DIRECTION –
Omit every picture and return the rest of the data unaltered.

AVAILABLE DATA –
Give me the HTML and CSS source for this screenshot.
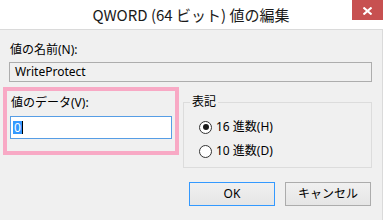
FILE: index.html
```html
<!DOCTYPE html>
<html lang="ja">
<head>
<meta charset="utf-8">
<title>QWORD (64 ビット) 値の編集</title>
<link rel="stylesheet" href="styles.css">
</head>
<body>
<div class="window">
  <div class="titlebar">
    <div class="title">QWORD (64 ビット) 値の編集</div>
    <div class="close">
      <svg width="9" height="8" viewBox="0 0 9 8"><path d="M0.5 0.5 L8.5 7.5 M8.5 0.5 L0.5 7.5" stroke="#fff" stroke-width="2" fill="none"/></svg>
    </div>
  </div>
  <div class="client">
    <div class="label">値の名前(N):</div>
    <div class="field readonly">WriteProtect</div>
    <div class="row">
      <div class="data-box">
        <div class="label">値のデータ(V):</div>
        <div class="field edit"><span class="sel">0</span><span class="caret"></span></div>
      </div>
      <fieldset class="group">
        <legend>表記</legend>
        <div class="radio"><span class="circle checked"></span><span>16 進数(H)</span></div>
        <div class="radio"><span class="circle"></span><span>10 進数(D)</span></div>
      </fieldset>
    </div>
    <div class="buttons">
      <div class="btn default">OK</div>
      <div class="btn">キャンセル</div>
    </div>
  </div>
</div>
</body>
</html>
```

FILE: styles.css
```css
html, body {
  margin: 0;
  padding: 0;
  background: #ffffff;
}
body {
  font-family: "Noto Sans", "Noto Sans CJK JP", sans-serif;
  font-size: 12px;
  line-height: 16px;
  color: #000;
  width: 388px;
  height: 220px;
  overflow: hidden;
}
.window {
  display: flex;
  flex-direction: column;
  height: 220px;
}
.titlebar {
  height: 29px;
  display: flex;
  align-items: flex-start;
  padding-left: 30px;
  background: #fff;
}
.title {
  flex: 1;
  text-align: center;
  font-family: "Noto Sans CJK JP", sans-serif;
  font-size: 15px;
  line-height: 29px;
  color: #1a1a1a;
  white-space: nowrap;
}
.close {
  width: 31px;
  height: 20px;
  margin-right: 5px;
  background: #c75050;
  display: flex;
  align-items: center;
  justify-content: center;
}
.close svg {
  margin-top: 1px;
}
.client {
  flex: 1;
  margin-right: 5px;
  background: #f0f0f0;
  border-top: 1px solid #dadada;
  border-right: 1px solid #dadada;
  padding: 12px 10px 0 9px;
}
.label {
  height: 16px;
  padding-left: 1px;
  white-space: nowrap;
}
.field {
  box-sizing: border-box;
  white-space: nowrap;
}
.readonly {
  margin-top: 4px;
  height: 20px;
  border: 1px solid #adadad;
  background: #f0f0f0;
  padding-left: 5px;
  line-height: 18px;
}
.row {
  display: flex;
  align-items: flex-start;
  margin-top: 5px;
  margin-left: -6px;
  gap: 4px;
}
.data-box {
  box-sizing: border-box;
  width: 176px;
  height: 68px;
  border: 4px solid #f8a9c5;
  padding: 4px 3px 0 3px;
}
.data-box .label {
  padding-left: 1px;
}
.edit {
  margin-top: 5px;
  height: 23px;
  border: 1px solid #569de5;
  background: #fff;
  padding-left: 2px;
  display: flex;
  align-items: center;
}
.sel {
  background: #3399ff;
  color: #fff;
  height: 13px;
  line-height: 13px;
  padding: 0 1px;
}
.caret {
  width: 1px;
  height: 13px;
  background: #000;
}
.group {
  flex: 1;
  margin: 7px 0 0 0;
  border: 1px solid #dcdcdc;
  padding: 5px 6px 4px 6px;
  min-width: 0;
}
.group legend {
  padding: 0 2px;
  line-height: 16px;
}
.radio {
  height: 24px;
  display: flex;
  align-items: center;
  padding-left: 9px;
  gap: 4px;
  white-space: nowrap;
}
.circle {
  box-sizing: border-box;
  width: 13px;
  height: 13px;
  border: 1px solid #333;
  border-radius: 50%;
  background: #fff;
  display: flex;
  align-items: center;
  justify-content: center;
}
.circle.checked::after {
  content: "";
  width: 6px;
  height: 6px;
  border-radius: 50%;
  background: #1a1a1a;
}
.buttons {
  display: flex;
  justify-content: flex-end;
  gap: 10px;
  margin-top: 14px;
  padding-right: 1px;
}
.btn {
  box-sizing: border-box;
  width: 86px;
  height: 24px;
  border: 1px solid #acacac;
  background: linear-gradient(#f0f0f0, #e5e5e5);
  display: flex;
  align-items: center;
  justify-content: center;
}
.btn.default {
  border-color: #3399ff;
}
```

RESULT FOR THIS EXERCISE –
Give me the HTML and CSS source for this screenshot.
FILE: index.html
```html
<!DOCTYPE html>
<html lang="ja">
<head>
<meta charset="utf-8">
<title>QWORD (64 ビット) 値の編集</title>
<link rel="stylesheet" href="styles.css">
</head>
<body>
<div class="window">
  <div class="titlebar">
    <div class="title">QWORD (64 ビット) 値の編集</div>
    <div class="close">
      <svg width="9" height="8" viewBox="0 0 9 8"><path d="M0.5 0.5 L8.5 7.5 M8.5 0.5 L0.5 7.5" stroke="#fff" stroke-width="2" fill="none"/></svg>
    </div>
  </div>
  <div class="client">
    <div class="label">値の名前(N):</div>
    <div class="field readonly">WriteProtect</div>
    <div class="row">
      <div class="data-box">
        <div class="label">値のデータ(V):</div>
        <div class="field edit"><span class="sel">0</span><span class="caret"></span></div>
      </div>
      <fieldset class="group">
        <legend>表記</legend>
        <div class="radio"><span class="circle checked"></span><span>16 進数(H)</span></div>
        <div class="radio"><span class="circle"></span><span>10 進数(D)</span></div>
      </fieldset>
    </div>
    <div class="buttons">
      <div class="btn default">OK</div>
      <div class="btn">キャンセル</div>
    </div>
  </div>
</div>
</body>
</html>
```

FILE: styles.css
```css
html, body {
  margin: 0;
  padding: 0;
  background: #ffffff;
}
body {
  font-family: "Noto Sans", "Noto Sans CJK JP", sans-serif;
  font-size: 12px;
  line-height: 16px;
  color: #000;
  width: 388px;
  height: 220px;
  overflow: hidden;
}
.window {
  display: flex;
  flex-direction: column;
  height: 220px;
}
.titlebar {
  height: 29px;
  display: flex;
  align-items: flex-start;
  padding-left: 30px;
  background: #fff;
}
.title {
  flex: 1;
  text-align: center;
  font-family: "Noto Sans CJK JP", sans-serif;
  font-size: 15px;
  line-height: 29px;
  color: #1a1a1a;
  white-space: nowrap;
}
.close {
  width: 31px;
  height: 20px;
  margin-right: 5px;
  background: #c75050;
  display: flex;
  align-items: center;
  justify-content: center;
}
.close svg {
  margin-top: 1px;
}
.client {
  flex: 1;
  margin-right: 5px;
  background: #f0f0f0;
  border-top: 1px solid #dadada;
  border-right: 1px solid #dadada;
  padding: 12px 10px 0 9px;
}
.label {
  height: 16px;
  padding-left: 1px;
  white-space: nowrap;
}
.field {
  box-sizing: border-box;
  white-space: nowrap;
}
.readonly {
  margin-top: 4px;
  height: 20px;
  border: 1px solid #adadad;
  background: #f0f0f0;
  padding-left: 5px;
  line-height: 18px;
}
.row {
  display: flex;
  align-items: flex-start;
  margin-top: 5px;
  margin-left: -6px;
  gap: 4px;
}
.data-box {
  box-sizing: border-box;
  width: 176px;
  height: 68px;
  border: 4px solid #f8a9c5;
  padding: 4px 3px 0 3px;
}
.data-box .label {
  padding-left: 1px;
}
.edit {
  margin-top: 5px;
  height: 23px;
  border: 1px solid #569de5;
  background: #fff;
  padding-left: 2px;
  display: flex;
  align-items: center;
}
.sel {
  background: #3399ff;
  color: #fff;
  height: 13px;
  line-height: 13px;
  padding: 0 1px;
}
.caret {
  width: 1px;
  height: 13px;
  background: #000;
}
.group {
  flex: 1;
  margin: 7px 0 0 0;
  border: 1px solid #dcdcdc;
  padding: 5px 6px 4px 6px;
  min-width: 0;
}
.group legend {
  padding: 0 2px;
  line-height: 16px;
}
.radio {
  height: 24px;
  display: flex;
  align-items: center;
  padding-left: 9px;
  gap: 4px;
  white-space: nowrap;
}
.circle {
  box-sizing: border-box;
  width: 13px;
  height: 13px;
  border: 1px solid #333;
  border-radius: 50%;
  background: #fff;
  display: flex;
  align-items: center;
  justify-content: center;
}
.circle.checked::after {
  content: "";
  width: 6px;
  height: 6px;
  border-radius: 50%;
  background: #1a1a1a;
}
.buttons {
  display: flex;
  justify-content: flex-end;
  gap: 10px;
  margin-top: 14px;
  padding-right: 1px;
}
.btn {
  box-sizing: border-box;
  width: 86px;
  height: 24px;
  border: 1px solid #acacac;
  background: linear-gradient(#f0f0f0, #e5e5e5);
  display: flex;
  align-items: center;
  justify-content: center;
}
.btn.default {
  border-color: #3399ff;
}
```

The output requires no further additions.